Stated task:
Output the material word for word. Leave each picture out.

Material:
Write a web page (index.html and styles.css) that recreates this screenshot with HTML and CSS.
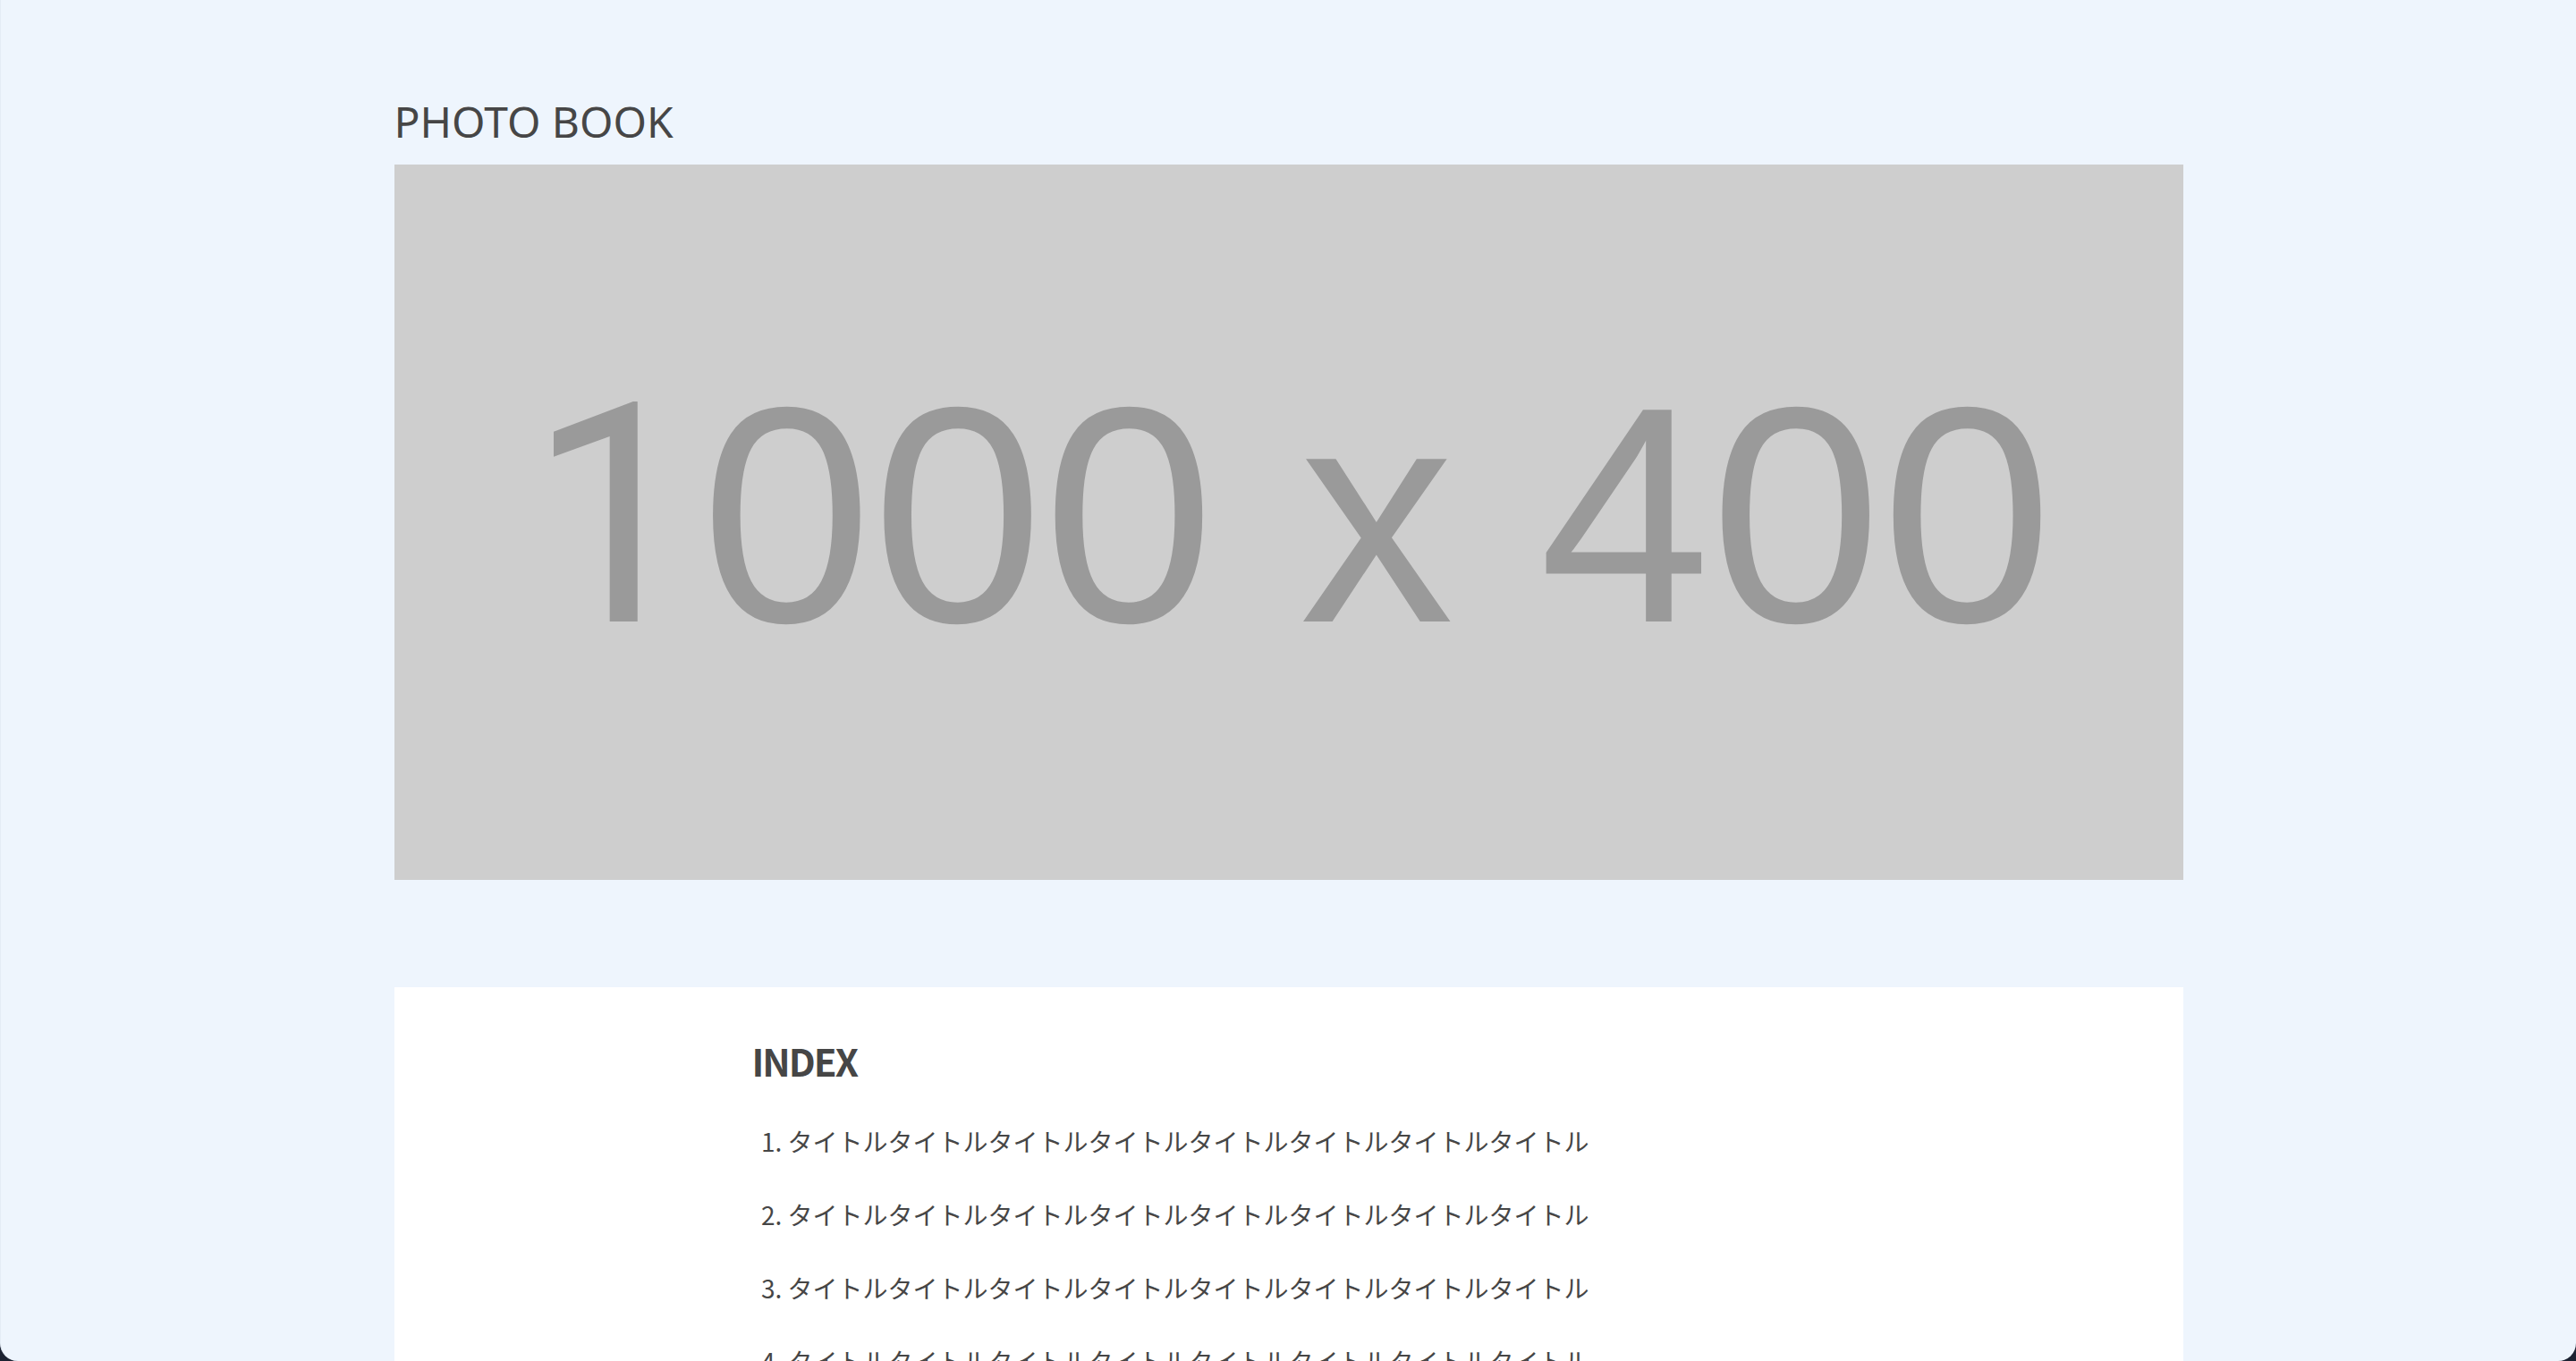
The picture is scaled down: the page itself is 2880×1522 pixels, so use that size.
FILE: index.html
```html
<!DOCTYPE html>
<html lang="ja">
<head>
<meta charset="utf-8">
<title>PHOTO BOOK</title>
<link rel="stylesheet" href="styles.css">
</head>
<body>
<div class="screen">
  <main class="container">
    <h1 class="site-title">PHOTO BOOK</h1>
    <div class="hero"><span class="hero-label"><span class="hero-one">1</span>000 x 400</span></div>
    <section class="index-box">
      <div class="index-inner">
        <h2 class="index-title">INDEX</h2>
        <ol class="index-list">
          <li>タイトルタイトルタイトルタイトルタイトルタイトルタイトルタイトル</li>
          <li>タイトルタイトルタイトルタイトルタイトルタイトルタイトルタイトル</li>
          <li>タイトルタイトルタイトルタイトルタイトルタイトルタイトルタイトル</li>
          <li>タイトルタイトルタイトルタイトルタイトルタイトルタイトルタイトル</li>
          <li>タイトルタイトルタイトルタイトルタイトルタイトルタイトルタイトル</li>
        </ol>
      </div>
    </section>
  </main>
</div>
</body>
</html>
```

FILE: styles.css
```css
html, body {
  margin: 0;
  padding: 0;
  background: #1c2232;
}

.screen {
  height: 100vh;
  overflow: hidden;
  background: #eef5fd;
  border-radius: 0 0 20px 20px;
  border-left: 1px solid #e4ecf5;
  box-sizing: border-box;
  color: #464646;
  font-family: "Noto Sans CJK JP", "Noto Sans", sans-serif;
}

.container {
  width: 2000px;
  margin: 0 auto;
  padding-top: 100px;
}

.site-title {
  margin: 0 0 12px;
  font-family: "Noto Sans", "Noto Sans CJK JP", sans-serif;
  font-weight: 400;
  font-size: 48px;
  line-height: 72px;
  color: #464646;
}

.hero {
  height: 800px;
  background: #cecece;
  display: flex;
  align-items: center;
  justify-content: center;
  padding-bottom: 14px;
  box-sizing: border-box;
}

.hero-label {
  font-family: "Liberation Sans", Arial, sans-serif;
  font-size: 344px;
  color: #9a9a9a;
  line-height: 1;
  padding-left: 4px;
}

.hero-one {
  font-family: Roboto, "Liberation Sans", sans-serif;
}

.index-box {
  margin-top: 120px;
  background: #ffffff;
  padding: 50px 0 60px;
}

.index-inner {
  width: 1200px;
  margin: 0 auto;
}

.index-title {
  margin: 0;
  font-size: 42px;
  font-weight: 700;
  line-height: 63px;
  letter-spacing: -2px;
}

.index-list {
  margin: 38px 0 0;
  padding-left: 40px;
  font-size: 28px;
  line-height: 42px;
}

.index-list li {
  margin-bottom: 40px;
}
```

Solution to the problem:
Write a web page (index.html and styles.css) that recreates this screenshot with HTML and CSS.
The picture is scaled down: the page itself is 2880×1522 pixels, so use that size.
FILE: index.html
```html
<!DOCTYPE html>
<html lang="ja">
<head>
<meta charset="utf-8">
<title>PHOTO BOOK</title>
<link rel="stylesheet" href="styles.css">
</head>
<body>
<div class="screen">
  <main class="container">
    <h1 class="site-title">PHOTO BOOK</h1>
    <div class="hero"><span class="hero-label"><span class="hero-one">1</span>000 x 400</span></div>
    <section class="index-box">
      <div class="index-inner">
        <h2 class="index-title">INDEX</h2>
        <ol class="index-list">
          <li>タイトルタイトルタイトルタイトルタイトルタイトルタイトルタイトル</li>
          <li>タイトルタイトルタイトルタイトルタイトルタイトルタイトルタイトル</li>
          <li>タイトルタイトルタイトルタイトルタイトルタイトルタイトルタイトル</li>
          <li>タイトルタイトルタイトルタイトルタイトルタイトルタイトルタイトル</li>
          <li>タイトルタイトルタイトルタイトルタイトルタイトルタイトルタイトル</li>
        </ol>
      </div>
    </section>
  </main>
</div>
</body>
</html>
```

FILE: styles.css
```css
html, body {
  margin: 0;
  padding: 0;
  background: #1c2232;
}

.screen {
  height: 100vh;
  overflow: hidden;
  background: #eef5fd;
  border-radius: 0 0 20px 20px;
  border-left: 1px solid #e4ecf5;
  box-sizing: border-box;
  color: #464646;
  font-family: "Noto Sans CJK JP", "Noto Sans", sans-serif;
}

.container {
  width: 2000px;
  margin: 0 auto;
  padding-top: 100px;
}

.site-title {
  margin: 0 0 12px;
  font-family: "Noto Sans", "Noto Sans CJK JP", sans-serif;
  font-weight: 400;
  font-size: 48px;
  line-height: 72px;
  color: #464646;
}

.hero {
  height: 800px;
  background: #cecece;
  display: flex;
  align-items: center;
  justify-content: center;
  padding-bottom: 14px;
  box-sizing: border-box;
}

.hero-label {
  font-family: "Liberation Sans", Arial, sans-serif;
  font-size: 344px;
  color: #9a9a9a;
  line-height: 1;
  padding-left: 4px;
}

.hero-one {
  font-family: Roboto, "Liberation Sans", sans-serif;
}

.index-box {
  margin-top: 120px;
  background: #ffffff;
  padding: 50px 0 60px;
}

.index-inner {
  width: 1200px;
  margin: 0 auto;
}

.index-title {
  margin: 0;
  font-size: 42px;
  font-weight: 700;
  line-height: 63px;
  letter-spacing: -2px;
}

.index-list {
  margin: 38px 0 0;
  padding-left: 40px;
  font-size: 28px;
  line-height: 42px;
}

.index-list li {
  margin-bottom: 40px;
}
```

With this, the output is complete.